Мне не хотелось бы много писать о Венеции; полагаю, она всем известна. Она на самом деле до невозможности похожа на всякого рода «souvenirs de Venice»[8]; когда я впервые стоял на площади Святого Марка, я был совсем сбит с толку и очень нескоро избавился от удручающего впечатления, что все это — не настоящее, что я просто-напросто в каком-нибудь луна-парке, где собираются устроить праздник «венецианской ночи». Я ждал только, когда забренчат гитары, а гондольер запоет по меньшей мере, как пан Шютц[9]. К счастью, гондольер загадочно молчал, а под конец нашей прогулки безбожно обобрал меня, размахивая перед моими глазами каким-то тарифом.
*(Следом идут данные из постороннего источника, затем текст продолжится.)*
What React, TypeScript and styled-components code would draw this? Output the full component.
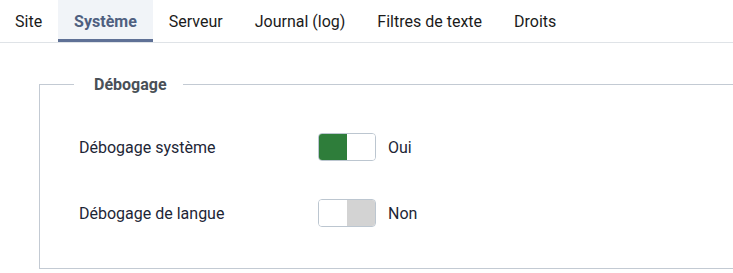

Что ж, хоть этот человек был, бесспорно, настоящий, неподдельный.

Зато канал Гранде вас, вероятно, разочарует.

Одни воспевают роскошь его дворцов, другие — меланхолию их умирания; я же нашел тут главным образом только достаточно скверную готику, которая принесла с собой для венецианских патрициев лишь пресловутое «каменное кружево», и они украсили им фасады своих жилищ, словно жабо. К сожалению, до меня не доходит смысл всей этой архитектурной вычурности, этого купеческого тряпичничества старой Венеции. Сюда постоянно что-нибудь ввозили: греческие колонны, восточную корицу, персидские ковры, византийские влияния, парчу, готику, Ренессанс; все годилось венецианским купцам, было бы достаточно парадным. И вот посмотрите теперь на венецианский Ренессанс, который вдруг почему-то начинается с коринфского стиля — балюстрады, балконы, мрамор, — все это показная красивость. Здесь ничего не было создано — правда, за исключением открытой лоджии в центре фасада; это хотя и красиво, но недостаточно для хорошей архитектуры. Единственным своеобразным талантом обладает Венеция — талантом превращаться в барокко. Ее ориентализм, ее декоративная готика, ее тяжеловесный Ренессанс — все это предопределило судьбу Венеции стать самым барочным городом нашей планеты; когда же началось настоящее барокко, Венеция уже протянула ноги, если я разбираюсь в истории.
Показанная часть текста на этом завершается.